If you go, you will see photographs and some video. You will hear a brief introduction to Palestine and Israel along with a discussion of CPT and their work. Michael will try to “bring realities to light and share the beauties that prevail in spite of the situation.” He will talk about “what we can easily do in our own lives to effectively work against Israel’s occupation of Palestine. (Such as the Boycott, Divest, and Sanctions Movement, BDS) If we become aware of the context, we help just by changing the way we talk about the U.S., our involvement in the Middle East and the ways that we play a role politically,” he says, adding that when you go to a presentation like this, “It’s the first step to realizing that we all play a significant role in what’s happening in the rest of the world… It’s worth giving an hour to experience cross cultural connections to people who live halfway around the world and who are, really, not that much different from us.” Michael insists that we are connected to each other and to events. “It takes going halfway around the world to see that we ourselves are not far away from being the occupiers. I think of the Dakota Sioux and the Potawatomi tribes for examples. These are peoples who lived on the lands where we live now, far more sustainably than we do, prior to the colonizing of the land. It took going to Palestine for me to recognize the things that happened right here.”

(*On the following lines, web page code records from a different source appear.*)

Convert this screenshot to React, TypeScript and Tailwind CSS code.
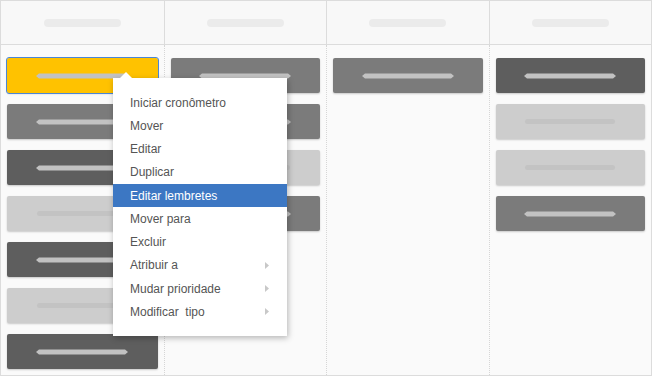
import React from 'react';

type Tone = 'yellow' | 'medium' | 'dark' | 'light';

const columns: Tone[][] = [
  ['yellow', 'medium', 'dark', 'light', 'dark', 'light', 'dark'],
  ['medium', 'medium', 'light', 'medium'],
  ['medium'],
  ['dark', 'light', 'light', 'medium'],
];

const toneClass: Record<Tone, string> = {
  yellow: 'bg-[#ffc200] outline outline-[1.5px] outline-[#4a86d6]',
  medium: 'bg-[#7b7b7b]',
  dark: 'bg-[#5e5e5e]',
  light: 'bg-[#cdcdcd]',
};

const menuItems = [
  { label: 'Iniciar cronômetro' },
  { label: 'Mover' },
  { label: 'Editar' },
  { label: 'Duplicar' },
  { label: 'Editar lembretes', active: true },
  { label: 'Mover para' },
  { label: 'Excluir' },
  { label: 'Atribuir a', sub: true },
  { label: 'Mudar prioridade', sub: true },
  { label: 'Modificar  tipo', sub: true },
];

function Bar({ light }: { light: boolean }) {
  if (light) {
    return <div className="w-[90px] h-[5px] rounded-full bg-[#c3c3c3]" />;
  }
  return (
    <svg width="92" height="6" viewBox="0 0 92 6">
      <polygon points="0,3 3,0.5 89,0.5 92,3 89,5.5 3,5.5" fill="#c2c2c2" />
    </svg>
  );
}

function Card({ tone }: { tone: Tone }) {
  return (
    <div
      className={`h-[35px] rounded-[2px] flex items-center justify-center shadow-[0_1px_2px_rgba(0,0,0,0.2)] ${toneClass[tone]}`}
    >
      <Bar light={tone === 'light'} />
    </div>
  );
}

function ContextMenu() {
  return (
    <div className="absolute left-[112px] top-[77px] w-[174px] bg-white pt-[13px] pb-[12px] shadow-[1px_2px_6px_rgba(0,0,0,0.28)]">
      <svg className="absolute left-[6px] -top-[6px]" width="14" height="7" viewBox="0 0 14 7">
        <polygon points="0,7 7,0 14,7" fill="#ffffff" />
      </svg>
      {menuItems.map((item) => (
        <div
          key={item.label}
          className={`h-[23.25px] flex items-center justify-between pl-[17px] pr-[18px] text-[12px] whitespace-pre ${
            item.active ? 'bg-[#3c77c3] text-white' : 'text-[#555]'
          }`}
        >
          <span>{item.label}</span>
          {item.sub && (
            <svg width="4" height="7" viewBox="0 0 4 7">
              <polygon points="0,0 4,3.5 0,7" fill="#c8c8c8" />
            </svg>
          )}
        </div>
      ))}
    </div>
  );
}

export default function App() {
  return (
    <div
      className="relative w-[652px] h-[376px] border border-[#dcdcdc] bg-[#fafafa] flex flex-col overflow-hidden"
      style={{ fontFamily: '"Liberation Sans", Arial, sans-serif' }}
    >
      <div className="grid grid-cols-4 h-[44px] shrink-0 bg-[#f8f8f8] border-b border-[#dcdcdc]">
        {columns.map((_, i) => (
          <div
            key={i}
            className={`flex items-center justify-center ${i > 0 ? 'border-l border-[#dcdcdc]' : ''}`}
          >
            <div className="w-[77px] h-[8px] rounded-full bg-[#ebebeb]" />
          </div>
        ))}
      </div>
      <div className="grid grid-cols-4 flex-1">
        {columns.map((cards, i) => (
          <div
            key={i}
            className={`flex flex-col gap-[11px] px-[6px] pt-[13px] ${i > 0 ? 'border-l border-dotted border-[#d6d6d6]' : ''}`}
          >
            {cards.map((tone, j) => (
              <Card key={j} tone={tone} />
            ))}
          </div>
        ))}
      </div>
      <ContextMenu />
    </div>
  );
}
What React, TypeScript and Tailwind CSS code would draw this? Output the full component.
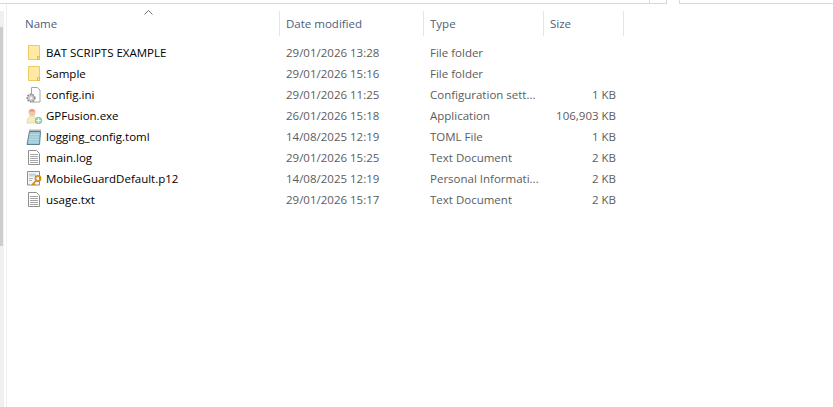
const files = [
  { name: "BAT SCRIPTS EXAMPLE", date: "29/01/2026 13:28", type: "File folder", size: "", icon: "folder" },
  { name: "Sample", date: "29/01/2026 15:16", type: "File folder", size: "", icon: "folder" },
  { name: "config.ini", date: "29/01/2026 11:25", type: "Configuration sett...", size: "1 KB", icon: "ini" },
  { name: "GPFusion.exe", date: "26/01/2026 15:18", type: "Application", size: "106,903 KB", icon: "exe" },
  { name: "logging_config.toml", date: "14/08/2025 12:19", type: "TOML File", size: "1 KB", icon: "toml" },
  { name: "main.log", date: "29/01/2026 15:25", type: "Text Document", size: "2 KB", icon: "text" },
  { name: "MobileGuardDefault.p12", date: "14/08/2025 12:19", type: "Personal Informati...", size: "2 KB", icon: "cert" },
  { name: "usage.txt", date: "29/01/2026 15:17", type: "Text Document", size: "2 KB", icon: "text" },
];

function FileIcon({ icon }: { icon: string }) {
  if (icon === "folder") {
    return (
      <svg width="16" height="16" viewBox="0 0 16 16">
        <path d="M2.5 0.5h11v14h-11z" fill="#ffe9a3" stroke="#eecb60" />
        <path d="M11.5 14.5v-3h2v3z" fill="#ffe9a3" stroke="#e5b93f" />
      </svg>
    );
  }
  if (icon === "text") {
    return (
      <svg width="16" height="16" viewBox="0 0 16 16">
        <path d="M2.5 0.5h8l3 3v11h-11z" fill="#fff" stroke="#8f8f8f" />
        <path d="M4 4.500h8M4 6.500h8M4 8.500h8M4 10.500h8M4 12.500h8" stroke="#a6a6a6" />
      </svg>
    );
  }
  if (icon === "ini") {
    return (
      <svg width="16" height="16" viewBox="0 0 16 16">
        <path d="M5.500 0.500h6l2.500 2.500v12h-8.500z" fill="#fff" stroke="#a3a3a3" />
        <circle cx="5" cy="11" r="3.800" fill="#c4c4c4" stroke="#8a8a8a" strokeWidth="1.600" strokeDasharray="1.500 1.200" />
        <circle cx="5" cy="11" r="1.500" fill="#f4f4f4" />
      </svg>
    );
  }
  if (icon === "exe") {
    return (
      <svg width="18" height="16" viewBox="0 0 18 16">
        <circle cx="6" cy="4.500" r="3.500" fill="#f3c6a8" />
        <path d="M2.800 3.500c1-3.500 5.400-3.500 6.400 0z" fill="#e0977a" />
        <path d="M1 15c0-4 2-7 5-7s5 3 5 7z" fill="#f5edc0" stroke="#d5c987" strokeWidth="0.600" />
        <circle cx="12.500" cy="12.500" r="3.300" fill="#a5d3b3" stroke="#7fb592" strokeWidth="0.700" />
        <path d="M12.500 10.500v4M10.500 12.500h4" stroke="#fff" />
      </svg>
    );
  }
  if (icon === "toml") {
    return (
      <svg width="16" height="16" viewBox="0 0 16 16">
        <path d="M3.500 2.500h11l-1 13h-12.500z" fill="#9cc8d8" stroke="#5f7f8e" />
        <path d="M3.500 5.500h10M3 8h10M2.800 10.500h10M2.500 13h10" stroke="#bcdce6" />
        <path d="M4 2.500v-2M6 2.500v-2M8 2.500v-2M10 2.500v-2M12 2.500v-2M14 2.500v-2" stroke="#6d6d6d" />
      </svg>
    );
  }
  return (
    <svg width="16" height="16" viewBox="0 0 16 16">
      <path d="M1.500 0.500h12v13.500h-12z" fill="#f5f5f5" stroke="#8f8f8f" />
      <path d="M3 2.500h7v3h-7z" fill="#c3d2ea" />
      <path d="M3 7.500h4M3 9.500h3" stroke="#b4b4b4" />
      <circle cx="12" cy="7.500" r="2.600" fill="none" stroke="#d18c18" strokeWidth="1.600" />
      <path d="M10.300 9.500l-4.300 4.500M7.500 12.500l1.500 1.500" stroke="#d18c18" strokeWidth="1.600" />
    </svg>
  );
}

function HeaderCell({ width, label, pad }: { width: string; label: string; pad: string }) {
  return (
    <div className={`${width} ${pad} h-[25px] shrink-0 flex items-center border-r border-[#e5e5e5] text-[#4c607a]`}>
      {label}
    </div>
  );
}

export default function App() {
  return (
    <div className="h-[407px] w-[833px] overflow-hidden bg-white text-[11.5px] leading-[21px] font-['Open_Sans','Noto_Sans',sans-serif]">
      {/* top edge of the toolbar: path box, its button and the search box */}
      <div className="flex h-[4px]">
        <div className="w-[667px] h-[4px] border-b border-r border-[#d9d9d9] relative">
          <div className="absolute right-[16px] top-0 h-[3px] w-px bg-[#d9d9d9]" />
        </div>
        <div className="w-[12px]" />
        <div className="flex-1 h-[4px] border-b border-l border-[#d9d9d9]" />
      </div>
      <div className="flex">
        {/* nav pane scrollbar */}
        <div className="w-[4px] shrink-0 mt-[7px] h-[396px] bg-[#f0f0f0]">
          <div className="h-[16px]" />
          <div className="h-[219px] w-[3px] bg-[#cdcdcd]" />
        </div>
        <div className="ml-[2px] w-px h-[403px] bg-[#f0f0f0] shrink-0" />
        <div className="flex-1 pl-[1px]">
          <div className="relative flex pt-[7px] h-[38px]">
            <div className="absolute left-[136px] top-[6px] w-[9px] h-[5px]">
              <svg width="9" height="5" viewBox="0 0 9 5" className="block">
                <path d="M0.500 4.500l4-4 4 4" fill="none" stroke="#707070" />
              </svg>
            </div>
            <HeaderCell width="w-[272px]" label="Name" pad="pl-[17px]" />
            <HeaderCell width="w-[144px]" label="Date modified" pad="pl-[6px]" />
            <HeaderCell width="w-[120px]" label="Type" pad="pl-[6px]" />
            <HeaderCell width="w-[80px]" label="Size" pad="pl-[6px]" />
          </div>
          <div>
            {files.map((file) => (
              <div key={file.name} className="flex h-[21px] items-center">
                <div className="w-[272px] shrink-0 flex items-center pl-[18px] text-black">
                  <span className="w-[20px] h-[16px] shrink-0"><FileIcon icon={file.icon} /></span>
                  <span>{file.name}</span>
                </div>
                <div className="w-[144px] shrink-0 pl-[6px] text-[#5c5c5c]">{file.date}</div>
                <div className="w-[120px] shrink-0 pl-[6px] text-[#5c5c5c] whitespace-nowrap">{file.type}</div>
                <div className="w-[72px] shrink-0 text-right text-[#5c5c5c]">{file.size}</div>
              </div>
            ))}
          </div>
        </div>
      </div>
    </div>
  );
}
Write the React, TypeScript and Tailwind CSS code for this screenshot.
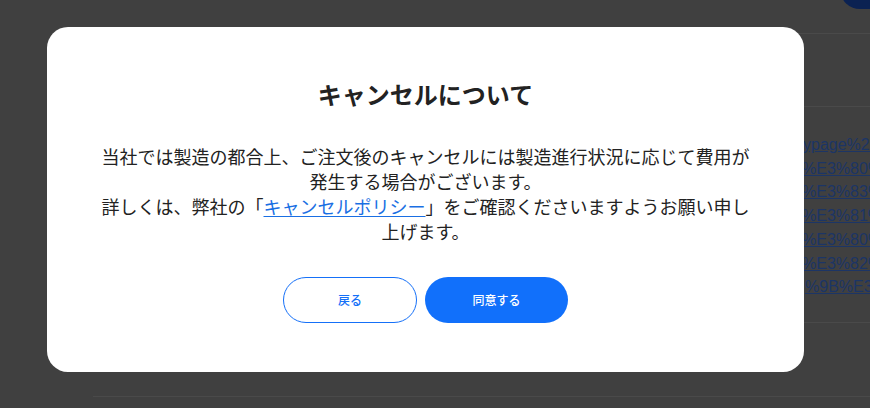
const linkLines = [
  { text: "ypage%2F%E3%81", pad: "pl-[8px]" },
  { text: "%E3%80%90%E3%82", pad: "pl-[7px]" },
  { text: "%E3%83%A3%E3%83", pad: "pl-[7px]" },
  { text: "%E3%81%AE%E3%82", pad: "pl-[7px]" },
  { text: "%E3%80%8D%E3%81", pad: "pl-[7px]" },
  { text: "%E3%82%AD%E3%83", pad: "pl-[7px]" },
  { text: "%9B%E3%83%BC", pad: "pl-[10px]" },
];

function BackgroundPage() {
  return (
    <div className="h-[408px] w-full overflow-hidden bg-[#404040] pl-[93px]">
      <div className="flex h-[34px] justify-end border-b border-[#4a4a4a]">
        <div className="-mt-[31px] -mr-[30px] h-[40px] w-[60px] shrink-0 rounded-full bg-[#0b2252]" />
      </div>
      <div className="h-[73px] border-b border-[#4a4a4a]" />
      <div className="h-[216px] border-b border-[#4a4a4a] pt-[26px] pl-[702px] font-['Liberation_Sans',Arial,sans-serif] text-[16px] leading-[23.7px] text-[#1c3566]">
        {linkLines.map((l) => (
          <div key={l.text} className={`${l.pad} whitespace-nowrap underline`}>
            {l.text}
          </div>
        ))}
      </div>
      <div className="h-[74px] border-b border-[#4a4a4a]" />
    </div>
  );
}

function CancelModal() {
  return (
    <div className="absolute left-[47px] top-[27px] flex w-[757px] flex-col items-center rounded-[21px] bg-white pt-[51px] pb-[49px] text-[#222] font-['Noto_Sans_CJK_JP','Noto_Sans',sans-serif]">
      <h2 className="text-[24px] font-bold leading-[32px]">キャンセルについて</h2>
      <p className="mt-[34px] w-[662px] text-center text-[18px] leading-[25px]">
        当社では製造の都合上、ご注文後のキャンセルには製造進行状況に応じて費用が発生する場合がございます。
        <br />
        詳しくは、弊社の「<a href="#" className="text-[#1a6fe3] underline underline-offset-2">キャンセルポリシー</a>」をご確認くださいますようお願い申し上げます。
      </p>
      <div className="mt-[33px] flex gap-[8px]">
        <button type="button" className="h-[46px] w-[134px] rounded-full border border-[#1570f8] bg-white text-[12px] font-medium text-[#1570f8]">
          戻る
        </button>
        <button type="button" className="h-[46px] w-[143px] rounded-full bg-[#1170fb] text-[12px] font-medium text-white">
          同意する
        </button>
      </div>
    </div>
  );
}

export default function App() {
  return (
    <div className="relative h-[408px] w-[870px] overflow-hidden">
      <BackgroundPage />
      <CancelModal />
    </div>
  );
}
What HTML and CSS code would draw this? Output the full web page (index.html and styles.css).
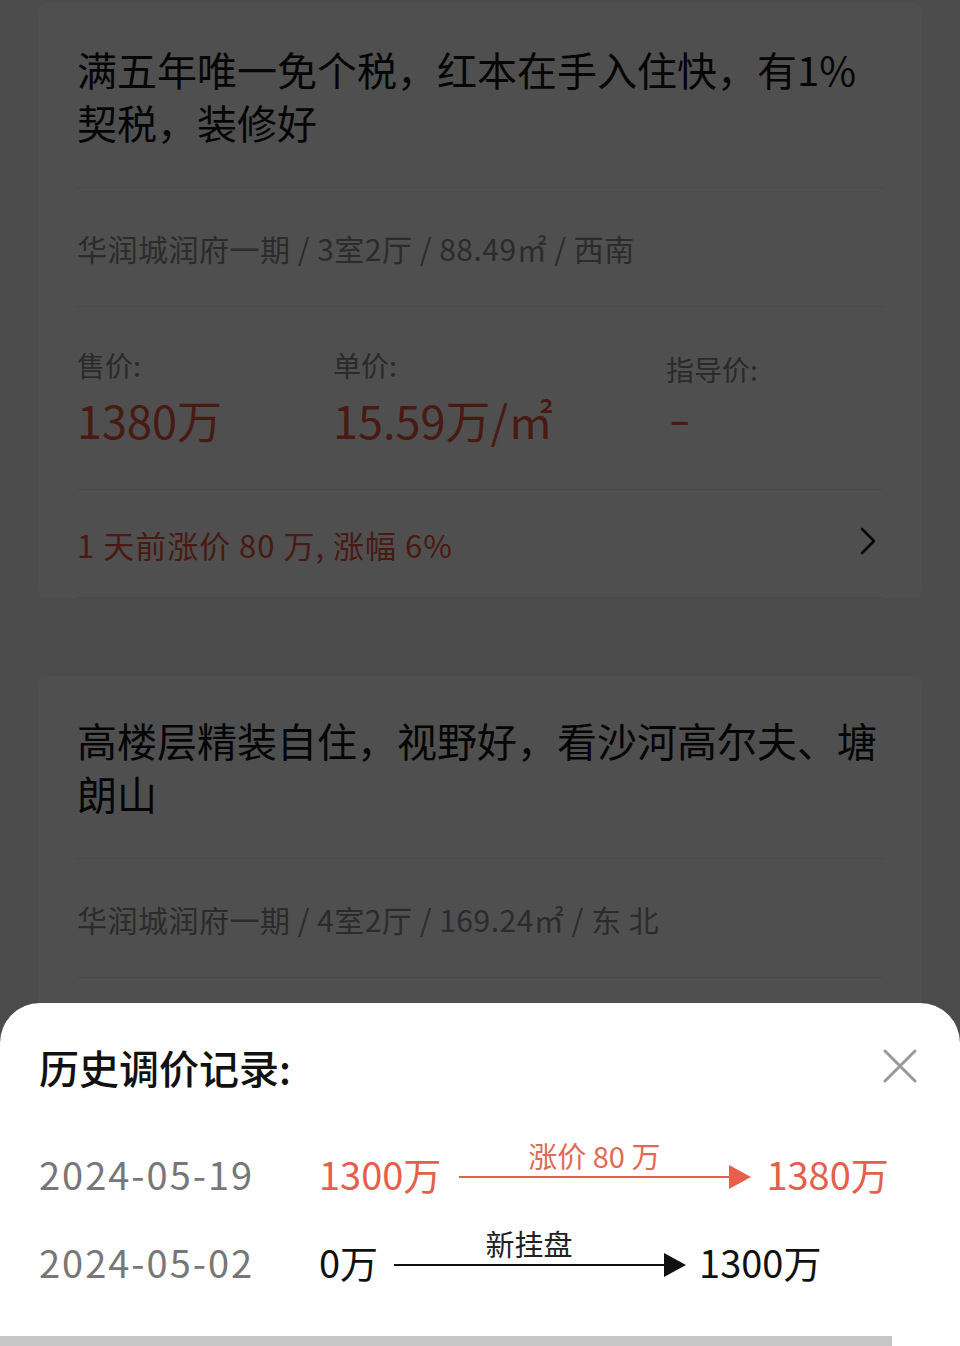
FILE: index.html
```html
<!DOCTYPE html>
<html lang="zh-CN">
<head>
<meta charset="utf-8">
<title>历史调价记录</title>
<link rel="stylesheet" href="styles.css">
</head>
<body>
<div class="page">
  <div class="list">
    <section class="card">
      <h2 class="title">满五年唯一免个税，红本在手入住快，有1%<br>契税，装修好</h2>
      <div class="meta">华润城润府一期 / 3室2厅 / 88.49㎡ / 西南</div>
      <div class="prices">
        <div class="price-col">
          <div class="label">售价:</div>
          <div class="value">1380万</div>
        </div>
        <div class="price-col">
          <div class="label">单价:</div>
          <div class="value">15.59万/㎡</div>
        </div>
        <div class="price-col guide">
          <div class="label">指导价:</div>
          <div class="value">-</div>
        </div>
      </div>
      <div class="change">
        <span class="change-text">1 天前涨价 80 万, 涨幅 6%</span>
        <svg class="chev" width="18" height="28" viewBox="0 0 18 28"><path d="M3 2 L15 14 L3 26" fill="none" stroke="#111" stroke-width="2.6" stroke-linecap="round" stroke-linejoin="round"/></svg>
      </div>
    </section>

    <section class="card second">
      <h2 class="title">高楼层精装自住，视野好，看沙河高尔夫、塘<br>朗山</h2>
      <div class="meta">华润城润府一期 / 4室2厅 / 169.24㎡ / 东 北</div>
      <div class="card-rest"></div>
    </section>
  </div>

  <div class="mask"></div>

  <div class="sheet">
    <div class="sheet-head">
      <h3 class="sheet-title">历史调价记录:</h3>
      <svg class="close" width="34" height="34" viewBox="0 0 34 34"><path d="M2 2 L32 32 M32 2 L2 32" stroke="#9a9a9a" stroke-width="3" stroke-linecap="round"/></svg>
    </div>
    <div class="record up">
      <span class="date">2024-05-19</span>
      <span class="amt">1300万</span>
      <span class="arrow">
        <span class="arrow-label">涨价 80 万</span>
        <svg width="292" height="24" viewBox="0 0 292 24"><line x1="0" y1="12" x2="272" y2="12" stroke="#e8604b" stroke-width="2"/><polygon points="270,0 292,12 270,24" fill="#e8604b"/></svg>
      </span>
      <span class="amt">1380万</span>
    </div>
    <div class="record">
      <span class="date">2024-05-02</span>
      <span class="amt">0万</span>
      <span class="arrow">
        <span class="arrow-label">新挂盘</span>
        <svg width="292" height="24" viewBox="0 0 292 24"><line x1="0" y1="12" x2="272" y2="12" stroke="#111" stroke-width="2"/><polygon points="270,0 292,12 270,24" fill="#111"/></svg>
      </span>
      <span class="amt">1300万</span>
    </div>
    <div class="scrollbar"></div>
  </div>
</div>
</body>
</html>
```

FILE: styles.css
```css
* { box-sizing: border-box; }
html, body { margin: 0; padding: 0; }
body {
  font-family: "Noto Sans CJK SC", "Noto Sans", sans-serif;
  background: #f3f3f3;
  color: #111;
}
.page {
  position: relative;
  height: 1346px;
  overflow: hidden;
}
.list {
  padding: 3px 38px 0;
}
.card {
  background: #fff;
  border-radius: 8px;
  padding: 40px 39px 0;
}
.card.second {
  margin-top: 78px;
  padding-top: 38px;
}
.card-rest {
  border-top: 1px solid #ebebeb;
  height: 200px;
}
.title {
  margin: 0;
  font-size: 40px;
  line-height: 53px;
  font-weight: 400;
  color: #111;
  padding-bottom: 38px;
}
.meta {
  border-top: 1px solid #ebebeb;
  padding: 40px 0 38px;
  font-size: 30px;
  line-height: 40px;
  letter-spacing: 0.5px;
  color: #8c8c8c;
}
.prices {
  border-top: 1px solid #ebebeb;
  display: grid;
  grid-template-columns: 256px 333px 1fr;
  padding: 38px 0 41px;
}
.label {
  font-size: 28px;
  line-height: 40px;
  color: #888;
}
.guide .label { margin-top: 4px; }
.value {
  margin-top: 7px;
  font-size: 45px;
  line-height: 56px;
  color: #e8553f;
}
.guide .value {
  margin-top: 0;
  padding-left: 2px;
  transform: scaleX(1.4);
  transform-origin: left center;
}
.change {
  border-top: 1px solid #ebebeb;
  border-bottom: 1px solid #ebebeb;
  height: 109px;
  display: flex;
  align-items: center;
  justify-content: space-between;
  padding-right: 6px;
}
.change-text {
  font-size: 31px;
  letter-spacing: 1px;
  color: #e8553f;
  margin-top: 2px;
}
.chev { margin-top: -6px; }
.mask {
  position: absolute;
  inset: 0;
  background: rgba(0, 0, 0, 0.69);
}
.sheet {
  position: absolute;
  left: 0;
  right: 0;
  bottom: 0;
  height: 343px;
  background: #fff;
  border-radius: 40px 40px 0 0;
  padding: 40px 0 0 39px;
}
.sheet-head {
  display: flex;
  justify-content: space-between;
  align-items: center;
  height: 50px;
  padding-right: 43px;
}
.sheet-title {
  margin: 0;
  font-size: 40px;
  line-height: 50px;
  font-weight: 500;
  color: #111;
  margin-top: -3px;
}
.close { margin-top: -4px; }
.record {
  display: flex;
  align-items: center;
  height: 88px;
}
.record.up { margin-top: 36px; }
.date {
  width: 280px;
  flex: none;
  font-size: 38px;
  letter-spacing: 2px;
  color: #777;
}
.amt {
  font-size: 38px;
  color: #111;
}
.up .amt { color: #e4604c; }
.arrow {
  display: flex;
  flex-direction: column;
  margin: 0 15px 0 18px;
  padding-bottom: 18px;
}
.record:not(.up) .arrow { margin-left: 16px; margin-right: 13px; }
.arrow-label {
  width: 270px;
  text-align: center;
  font-size: 29px;
  line-height: 32px;
  margin-bottom: -6px;
  color: #222;
}
.up .arrow-label { color: #e06a55; }
.arrow svg { display: block; }
.scrollbar {
  position: absolute;
  left: 0;
  bottom: 0;
  width: 892px;
  height: 10px;
  background: #c6c6c6;
}
```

What comes after CPT for Michael Himlie? When asked, he hesitates. Part of it could be that he is focused on people other than himself, problems bigger than his own, the world and his responsibility for it. “I think I see more responsibility for every one of us,” he says, sifting through the enormity of what he has learned, “and that’s the change my experience has created.” But it is likely his hesitation is also influenced by his experience of living in a war zone. “In Palestine,” says Michael, “we can’t even see halfway through tomorrow.”